To market, to market
to buy some bright cloth.
Said put on his traditional dress again having lounged in pants and shirt and motioned for us to come. I'd been aware of my stinky socks and was happy to put on my hiking boots, the kids watching my every move while they stood against the opposite wall. I was shown the kitchen, bedrooms and common area before we said our goodbyes and was then back out into the still warm sun.
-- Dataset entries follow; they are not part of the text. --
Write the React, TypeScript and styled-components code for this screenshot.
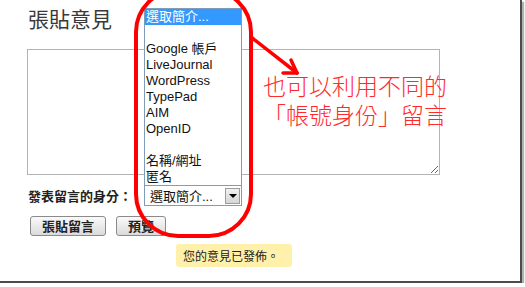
import styled, { createGlobalStyle } from "styled-components";

const GlobalStyle = createGlobalStyle`
  body {
    margin: 0;
    background: #ffffff;
    font-family: "Liberation Sans", "Noto Sans CJK TC", sans-serif;
  }
`;

const Frame = styled.div`
  position: relative;
  width: 522px;
  height: 283px;
  box-sizing: border-box;
  background: #ffffff;
  border-right: 2px solid #4c4c4c;
  border-bottom: 2px solid #4c4c4c;
  box-shadow: 2px 2px 1px rgba(0, 0, 0, 0.3);
  overflow: hidden;
  display: flex;
  flex-direction: column;
  padding-left: 27px;
`;

const Title = styled.h2`
  margin: 4px 0 17px 1px;
  font-family: "Noto Sans CJK TC", sans-serif;
  font-size: 21px;
  font-weight: 400;
  line-height: 28px;
  color: #3a3a3a;
`;

const CommentBox = styled.textarea`
  width: 413px;
  height: 126px;
  box-sizing: border-box;
  border: 1px solid #b4b4b4;
  margin: 0;
  resize: both;
`;

const IdentityRow = styled.div`
  display: flex;
  align-items: center;
  margin-top: 10px;
  height: 21px;
`;

const Label = styled.span`
  width: 117px;
  padding-left: 1px;
  box-sizing: border-box;
  font-family: "Noto Sans CJK TC", sans-serif;
  font-size: 13px;
  font-weight: 700;
  color: #222;
`;

const SelectWrap = styled.div`
  position: relative;
  width: 98px;
  height: 21px;
  box-sizing: border-box;
  border: 1px solid #7f9db9;
  display: flex;
  align-items: center;
  justify-content: space-between;
  padding: 0 1px 0 5px;
  font-size: 13px;
  color: #111;
`;

const ArrowButton = styled.span`
  width: 15px;
  height: 16px;
  box-sizing: border-box;
  border: 1px solid #9c9c9c;
  background: linear-gradient(#f2f2f2, #d6d6d6);
  display: flex;
  align-items: center;
  justify-content: center;
  &::after {
    content: "";
    border-left: 4px solid transparent;
    border-right: 4px solid transparent;
    border-top: 4px solid #000;
  }
`;

const OptionList = styled.ul`
  position: absolute;
  left: -1px;
  bottom: 100%;
  width: 98px;
  margin: 0;
  padding: 0;
  list-style: none;
  box-sizing: border-box;
  border: 1px solid #7f9db9;
  background: #fff;
`;

const Option = styled.li<{ $active?: boolean }>`
  height: 16px;
  line-height: 16px;
  padding-left: 1px;
  font-size: 13px;
  white-space: nowrap;
  color: ${(p) => (p.$active ? "#ffffff" : "#111111")};
  background: ${(p) => (p.$active ? "#3399ff" : "transparent")};
`;

const ButtonRow = styled.div`
  display: flex;
  gap: 10px;
  margin-top: 10px;
  padding-left: 3px;
`;

const Button = styled.button`
  height: 20px;
  padding: 0 11px;
  border: 1px solid #8a8a8a;
  border-radius: 3px;
  background: linear-gradient(#fafafa, #dadada);
  font-family: "Noto Sans CJK TC", sans-serif;
  font-size: 13px;
  font-weight: 700;
  line-height: 18px;
  color: #222;
`;

const Notice = styled.div`
  align-self: flex-start;
  margin: 8px 0 0 149px;
  height: 23px;
  line-height: 23px;
  padding: 0 13px 0 7px;
  background: #fff1ab;
  border-radius: 3px;
  font-family: "Noto Sans CJK TC", sans-serif;
  font-size: 12px;
  color: #222;
`;

const Highlight = styled.div`
  position: absolute;
  left: 134px;
  top: -12px;
  width: 119px;
  height: 250px;
  box-sizing: border-box;
  border: 4px solid #ff0000;
  border-radius: 44px;
  pointer-events: none;
`;

const Arrow = styled.svg`
  position: absolute;
  left: 0;
  top: 0;
  pointer-events: none;
`;

const Callout = styled.div`
  position: absolute;
  left: 263px;
  top: 74px;
  display: flex;
  flex-direction: column;
  font-family: "Liberation Sans", "Noto Sans CJK TC", sans-serif;
  font-size: 23px;
  font-weight: 300;
  color: #ff2a2a;
`;

const CalloutLine = styled.span`
  display: block;
  height: 29px;
  line-height: 27px;
  white-space: nowrap;
`;

const options = [
  "",
  "Google 帳戶",
  "LiveJournal",
  "WordPress",
  "TypePad",
  "AIM",
  "OpenID",
  "",
  "名稱/網址",
  "匿名",
];

export default function App() {
  return (
    <>
      <GlobalStyle />
      <Frame>
        <Title>張貼意見</Title>
        <CommentBox />
        <IdentityRow>
          <Label>發表留言的身分：</Label>
          <SelectWrap>
            選取簡介...
            <ArrowButton />
            <OptionList>
              <Option $active>選取簡介...</Option>
              {options.map((o, i) => (
                <Option key={i}>{o || "\u00a0"}</Option>
              ))}
            </OptionList>
          </SelectWrap>
        </IdentityRow>
        <ButtonRow>
          <Button>張貼留言</Button>
          <Button>預覽</Button>
        </ButtonRow>
        <Notice>您的意見已發佈。</Notice>

        <Highlight />
        <Arrow width="320" height="90" viewBox="0 0 320 90">
          <g stroke="#ff0000" strokeWidth="3.5" strokeLinecap="round" fill="none">
            <line x1="251" y1="37" x2="297" y2="73" />
            <line x1="297" y1="73" x2="291" y2="60" />
            <line x1="297" y1="73" x2="283" y2="73" />
          </g>
        </Arrow>
        <Callout>
          <CalloutLine>也可以利用不同的</CalloutLine>
          <CalloutLine>「帳號身份」留言</CalloutLine>
        </Callout>
      </Frame>
    </>
  );
}
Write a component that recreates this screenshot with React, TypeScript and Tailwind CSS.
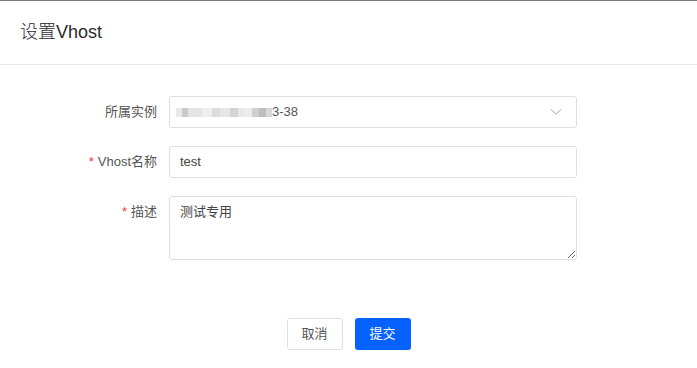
import React from "react";

const font = { fontFamily: '"Liberation Sans", "Noto Sans CJK SC", Arial, sans-serif' };

function Label({ text, required }: { text: string; required?: boolean }) {
  return (
    <div className="w-[157px] shrink-0 text-right text-[13px] text-[#555] leading-[32px]">
      {required && <span className="text-[#f5333f] mr-1">*</span>}
      {text}
    </div>
  );
}

export default function App() {
  const blocks = [
    ["#e9e9e9", 6], ["#c9c9c9", 6], ["#e4e4e4", 14], ["#eeeeee", 10], ["#dcdcdc", 8], ["#e6e6e6", 10],
    ["#d3d3d3", 8], ["#e8e8e8", 6], ["#ececec", 8], ["#cfcfcf", 7], ["#bdbdbd", 7], ["#d8d8d8", 6],
  ] as const;
  return (
    <div style={font} className="w-[697px] h-[368px] bg-white border-t border-[#7a7a7a] overflow-hidden">
      <div className="h-[64px] border-b border-[#e8e8e8] flex items-center pl-5">
        <span className="text-[18px] text-[#2a2a2a] font-light">设置Vhost</span>
      </div>
      <div className="pt-[31px] flex flex-col gap-[18px]">
        <div className="flex">
          <Label text="所属实例" />
          <div className="ml-3 w-[408px] h-[32px] border border-[#dcdfe6] rounded-[3px] flex items-center pl-[6px] pr-[14px]">
            <div className="flex items-center blur-[0.6px]">
              {blocks.map(([c, w], i) => (
                <span key={i} className="inline-block h-[9px]" style={{ background: c, width: w }} />
              ))}
            </div>
            <span className="text-[13px] text-[#555]">3-38</span>
            <div className="flex-1" />
            <svg width="12" height="8" viewBox="0 0 12 8" fill="none">
              <path d="M1 1.5 L6 6 L11 1.5" stroke="#c0c4cc" strokeWidth="1.1" />
            </svg>
          </div>
        </div>
        <div className="flex">
          <Label text="Vhost名称" required />
          <div className="ml-3 w-[408px] h-[32px] border border-[#dcdfe6] rounded-[3px] flex items-center pl-[10px] text-[13px] text-[#444]">
            test
          </div>
        </div>
        <div className="flex">
          <Label text="描述" required />
          <textarea
            style={font}
            defaultValue="测试专用"
            className="ml-3 w-[408px] h-[64px] border border-[#dcdfe6] rounded-[3px] px-[10px] pt-[5px] text-[13px] text-[#444] leading-[20px] outline-none"
          />
        </div>
      </div>
      <div className="mt-[58px] flex justify-center gap-3">
        <button className="w-[56px] h-[32px] border border-[#dcdfe6] rounded-[3px] bg-white text-[13px] text-[#555]">
          取消
        </button>
        <button className="w-[56px] h-[32px] rounded-[3px] bg-[#0561ff] text-[13px] text-white">
          提交
        </button>
      </div>
    </div>
  );
}
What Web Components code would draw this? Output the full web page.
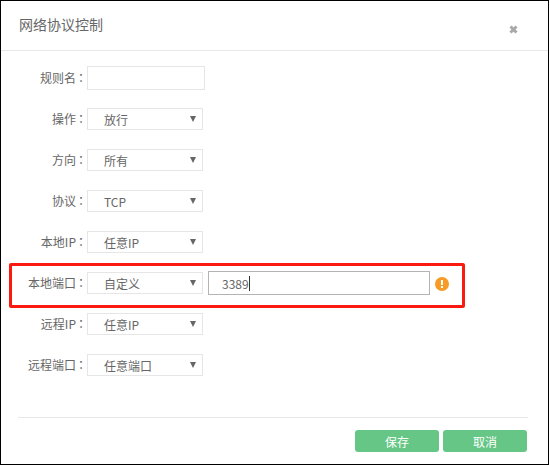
<!DOCTYPE html>
<html>
<head>
<meta charset="utf-8">
<style>
  html, body { margin: 0; padding: 0; background: #fff; }
  body { font-family: "Noto Sans CJK SC", "Liberation Sans", sans-serif; }
</style>
</head>
<body>
<rule-dialog title-text="网络协议控制">
  <form-row label="规则名"><text-box width="118"></text-box></form-row>
  <form-row label="操作"><select-box value="放行"></select-box></form-row>
  <form-row label="方向"><select-box value="所有"></select-box></form-row>
  <form-row label="协议"><select-box value="TCP"></select-box></form-row>
  <form-row label="本地IP"><select-box value="任意IP"></select-box></form-row>
  <form-row label="本地端口" marked>
    <select-box value="自定义"></select-box>
    <text-box width="222" value="3389" focused></text-box>
    <warn-icon></warn-icon>
  </form-row>
  <form-row label="远程IP"><select-box value="任意IP"></select-box></form-row>
  <form-row label="远程端口"><select-box value="任意端口"></select-box></form-row>
  <dialog-button slot="footer" label="保存"></dialog-button>
  <dialog-button slot="footer" label="取消"></dialog-button>
</rule-dialog>

<script>
class RuleDialog extends HTMLElement {
  constructor() {
    super();
    this.attachShadow({ mode: "open" });
    this.shadowRoot.innerHTML = `
      <style>
        :host {
          display: block;
          width: 550px;
          height: 465px;
          background: #fff;
        }
        .frame {
          box-sizing: border-box;
          width: 549px;
          height: 465px;
          border: 1px solid #000;
        }
        .head {
          display: flex;
          justify-content: space-between;
          height: 50px;
          padding: 14px 29px 0 18px;
          box-sizing: border-box;
          border-bottom: 1px solid #e8e8e8;
          color: #666;
          font-size: 14px;
          line-height: 18px;
        }
        .close { margin-top: 9px; width: 11px; height: 11px; }
        .body {
          display: flex;
          flex-direction: column;
          gap: 19px;
          padding: 16px 0 0 0;
          height: 351px;
          box-sizing: border-box;
        }
        .foot {
          display: flex;
          justify-content: flex-end;
          gap: 4px;
          margin: 15px 20px 0 17px;
          padding: 12px 1px 0 0;
          border-top: 1px solid #e8e8e8;
        }
      </style>
      <div class="frame">
        <div class="head">
          <span class="title"></span>
          <svg class="close" viewBox="0 0 11 11"><path d="M2.5 2.5 8.5 8.5M8.5 2.5 2.5 8.5" stroke="#a8a8a8" stroke-width="3"/></svg>
        </div>
        <div class="body"><slot></slot></div>
        <div class="foot"><slot name="footer"></slot></div>
      </div>`;
    this.shadowRoot.querySelector(".title").textContent = this.getAttribute("title-text");
  }
}

class FormRow extends HTMLElement {
  constructor() {
    super();
    this.attachShadow({ mode: "open" });
    this.shadowRoot.innerHTML = `
      <style>
        :host {
          display: flex;
          align-items: center;
          position: relative;
          height: 22px;
          color: #666;
          font-size: 12px;
        }
        label {
          width: 86px;
          flex: none;
          text-align: right;
          white-space: pre;
          line-height: 22px;
        }
        .colon { font-family: "Noto Sans CJK TC", sans-serif; margin-left: -1px; }
        .items { display: flex; align-items: center; gap: 5px; }
        .mark {
          position: absolute;
          left: 8px;
          top: -9px;
          width: 456px;
          height: 45px;
          box-sizing: border-box;
          border: 3px solid #fb1a0f;
          border-radius: 2px;
          pointer-events: none;
        }
      </style>
      <label><span class="text"></span><span class="colon">\uff1a</span></label>
      <div class="items"><slot></slot></div>`;
    this.shadowRoot.querySelector(".text").textContent = this.getAttribute("label");
    if (this.hasAttribute("marked")) {
      const mark = document.createElement("div");
      mark.className = "mark";
      this.shadowRoot.appendChild(mark);
    }
  }
}

class SelectBox extends HTMLElement {
  constructor() {
    super();
    this.attachShadow({ mode: "open" });
    this.shadowRoot.innerHTML = `
      <style>
        :host {
          display: flex;
          align-items: center;
          justify-content: space-between;
          box-sizing: border-box;
          width: 116px;
          height: 22px;
          padding: 0 6px 0 16px;
          border: 1px solid #e6e6e6;
          color: #666;
          font-size: 12px;
          background: #fff;
        }
        .arrow {
          width: 0;
          height: 0;
          border-left: 3px solid transparent;
          border-right: 3px solid transparent;
          border-top: 6px solid #666;
        }
      </style>
      <span class="val"></span><span class="arrow"></span>`;
    this.shadowRoot.querySelector(".val").textContent = this.getAttribute("value");
  }
}

class TextBox extends HTMLElement {
  constructor() {
    super();
    this.attachShadow({ mode: "open" });
    const focused = this.hasAttribute("focused");
    this.shadowRoot.innerHTML = `
      <style>
        :host {
          display: flex;
          align-items: center;
          box-sizing: border-box;
          width: ${this.getAttribute("width")}px;
          height: 24px;
          padding-left: 13px;
          border: 1px solid ${focused ? "#b3b3b3" : "#e6e6e6"};
          color: #666;
          font-size: 12px;
          background: #fff;
        }
        .caret { width: 1px; height: 15px; background: #333; }
      </style>
      <span class="val"></span>${focused ? '<span class="caret"></span>' : ""}`;
    this.shadowRoot.querySelector(".val").textContent = this.getAttribute("value") || "";
  }
}

class WarnIcon extends HTMLElement {
  constructor() {
    super();
    this.attachShadow({ mode: "open" });
    this.shadowRoot.innerHTML = `
      <style>
        :host { display: block; width: 14px; height: 14px; margin-top: 1px; }
        svg { display: block; }
      </style>
      <svg width="14" height="14" viewBox="0 0 14 14">
        <circle cx="7" cy="7" r="7" fill="#f89a26"/>
        <rect x="6" y="3" width="2" height="5" fill="#fff"/>
        <rect x="6" y="9" width="2" height="2" fill="#fff"/>
      </svg>`;
  }
}

class DialogButton extends HTMLElement {
  constructor() {
    super();
    this.attachShadow({ mode: "open" });
    this.shadowRoot.innerHTML = `
      <style>
        :host {
          display: flex;
          align-items: center;
          justify-content: center;
          width: 84px;
          height: 22px;
          border-radius: 3px;
          background: #66c685;
          color: #fff;
          font-size: 12px;
        }
      </style>
      <span></span>`;
    this.shadowRoot.querySelector("span").textContent = this.getAttribute("label");
  }
}

customElements.define("rule-dialog", RuleDialog);
customElements.define("form-row", FormRow);
customElements.define("select-box", SelectBox);
customElements.define("text-box", TextBox);
customElements.define("warn-icon", WarnIcon);
customElements.define("dialog-button", DialogButton);
</script>
</body>
</html>
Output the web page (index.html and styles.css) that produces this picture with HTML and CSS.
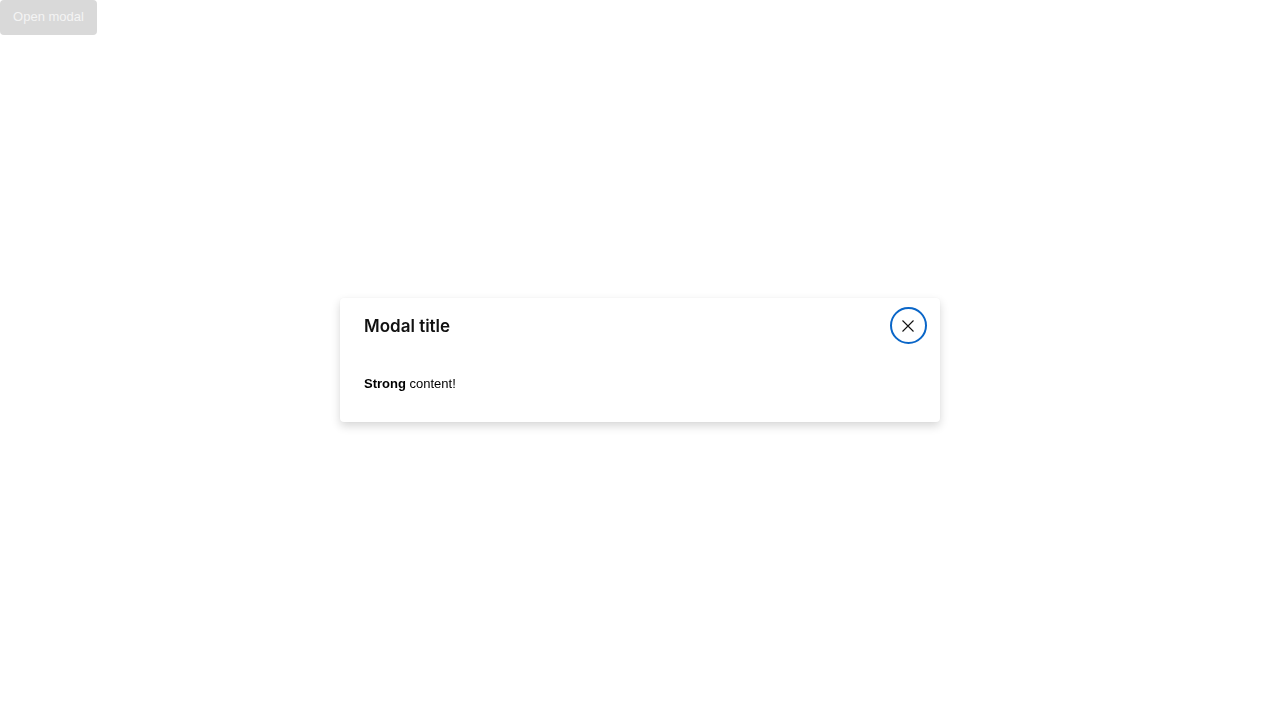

I reflected on my day while in the taxi back to where we were staying, Said accompanying us. He had welcomed us into his home, fed and watered us, taught us and asked for nothing in return; he even paid for the taxis. I'm hoping that after meeting families in the two countries we've gone through so far, I can do so in the other countries we visit. And that one day I can return to Mauritania and see more of the country. Inshallah.